Economic (In)justice: systemic stress and the working poor – a personal take
by Tania Aubeelack
Whenever I look at my parents, my heart immediately fills up with a huge burst of gratitude and recognition for all the sacrifices they have made to help and support me and my brother achieve a good education and a kind of societal status that would somehow elevate our value in the eyes of others around us, those withholding the keys to opportunities, and access to major institutions.
My parents gave us what they couldn’t have themselves: dreams and opportunities that weren’t present in their country of origin. My parents saw through us what they dreamed of, they wanted their children to have a decent job, status and money to be able to live, eat and sleep. This is such a noble and admirable selfless sacrifice that will always inspire me and feel me with deep love.
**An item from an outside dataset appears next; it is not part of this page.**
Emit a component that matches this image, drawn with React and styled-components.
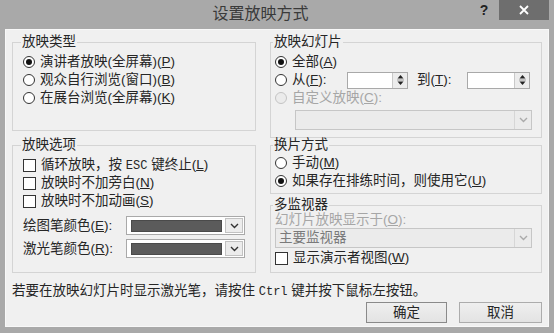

The hard work of my mother, a social care worker and that of my father, a gardener, has shown me that even with the right work ethic, attitude, sacrifice and dedication to help your family succeed in moving up the vertical society ladder and better the lineage of generations to come, earning and saving money was always extremely difficult, tight and hard. It just never seemed to get better. My parents both had to juggle between many jobs at the same time and the stress was at times unbearable and still is.
This ever-mounting stress didn’t make any sense: mum and dad were doing what they were told to do and as far as I recalled they never could afford to take a break or a holiday from constantly working. Poverty was omnipresent, it was there. It wouldn’t leave us for good.
Poverty is systemic; the stressful life is systemic. This is what fuels the activist and humanist flame inside of me for systemic change and, therefore social justice for us, working people.